▶ [Aim of the task]:
Transcribe the records that follow exactly. Skip the pictures.
Begin Items
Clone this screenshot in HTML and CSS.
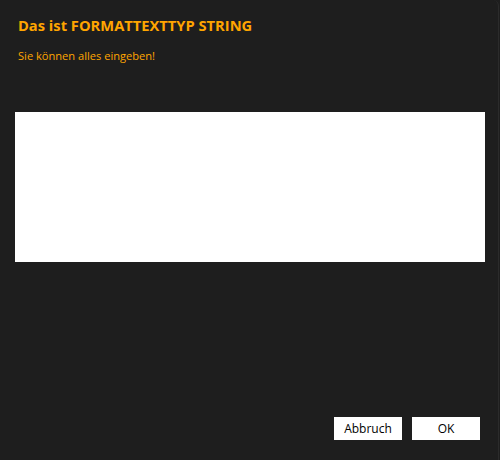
FILE: index.html
```html
<!DOCTYPE html>
<html lang="de">
<head>
<meta charset="utf-8">
<link rel="stylesheet" href="styles.css">
</head>
<body>
<div class="dialog">
  <h1 class="title">Das ist FORMATTEXTTYP STRING</h1>
  <p class="hint">Sie können alles eingeben!</p>
  <div class="input"></div>
  <div class="actions">
    <button class="btn">Abbruch</button>
    <button class="btn">OK</button>
  </div>
</div>
</body>
</html>
```
FILE: styles.css
```css
html, body {
  margin: 0;
  padding: 0;
  background: #1e1e1e;
}
.dialog {
  width: 499px;
  height: 460px;
  box-sizing: border-box;
  background: #1e1e1e;
  border-right: 1px solid #2b2b2b;
  border-top-right-radius: 6px;
  display: flex;
  flex-direction: column;
  font-family: "Open Sans", "Noto Sans", sans-serif;
}
.title {
  margin: 15px 0 0 18px;
  font-size: 14.7px;
  font-weight: 700;
  line-height: 20px;
  color: #ffa500;
}
.hint {
  margin: 13px 0 0 18px;
  font-size: 11.1px;
  line-height: 15px;
  color: #ffa500;
}
.input {
  margin: 49px 0 0 15px;
  width: 470px;
  height: 150px;
  background: #ffffff;
}
.actions {
  margin: 155px 0 0 334px;
  display: flex;
  gap: 10px;
}
.btn {
  width: 68px;
  height: 23px;
  border: none;
  background: #ffffff;
  padding: 0;
  font-family: "Open Sans", "Noto Sans", sans-serif;
  font-size: 12px;
  color: #000;
}
```
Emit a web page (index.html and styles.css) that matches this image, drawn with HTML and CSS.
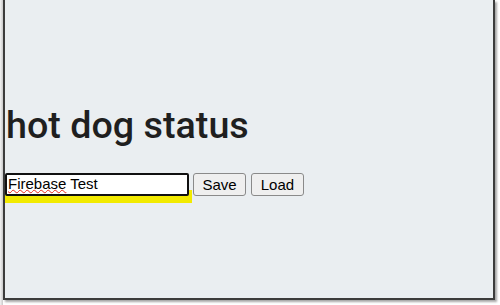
End Items
▶ [Task output]:
Clone this screenshot in HTML and CSS.
FILE: index.html
```html
<!DOCTYPE html>
<html lang="de">
<head>
<meta charset="utf-8">
<link rel="stylesheet" href="styles.css">
</head>
<body>
<div class="dialog">
  <h1 class="title">Das ist FORMATTEXTTYP STRING</h1>
  <p class="hint">Sie können alles eingeben!</p>
  <div class="input"></div>
  <div class="actions">
    <button class="btn">Abbruch</button>
    <button class="btn">OK</button>
  </div>
</div>
</body>
</html>
```
FILE: styles.css
```css
html, body {
  margin: 0;
  padding: 0;
  background: #1e1e1e;
}
.dialog {
  width: 499px;
  height: 460px;
  box-sizing: border-box;
  background: #1e1e1e;
  border-right: 1px solid #2b2b2b;
  border-top-right-radius: 6px;
  display: flex;
  flex-direction: column;
  font-family: "Open Sans", "Noto Sans", sans-serif;
}
.title {
  margin: 15px 0 0 18px;
  font-size: 14.7px;
  font-weight: 700;
  line-height: 20px;
  color: #ffa500;
}
.hint {
  margin: 13px 0 0 18px;
  font-size: 11.1px;
  line-height: 15px;
  color: #ffa500;
}
.input {
  margin: 49px 0 0 15px;
  width: 470px;
  height: 150px;
  background: #ffffff;
}
.actions {
  margin: 155px 0 0 334px;
  display: flex;
  gap: 10px;
}
.btn {
  width: 68px;
  height: 23px;
  border: none;
  background: #ffffff;
  padding: 0;
  font-family: "Open Sans", "Noto Sans", sans-serif;
  font-size: 12px;
  color: #000;
}
```
Emit a web page (index.html and styles.css) that matches this image, drawn with HTML and CSS.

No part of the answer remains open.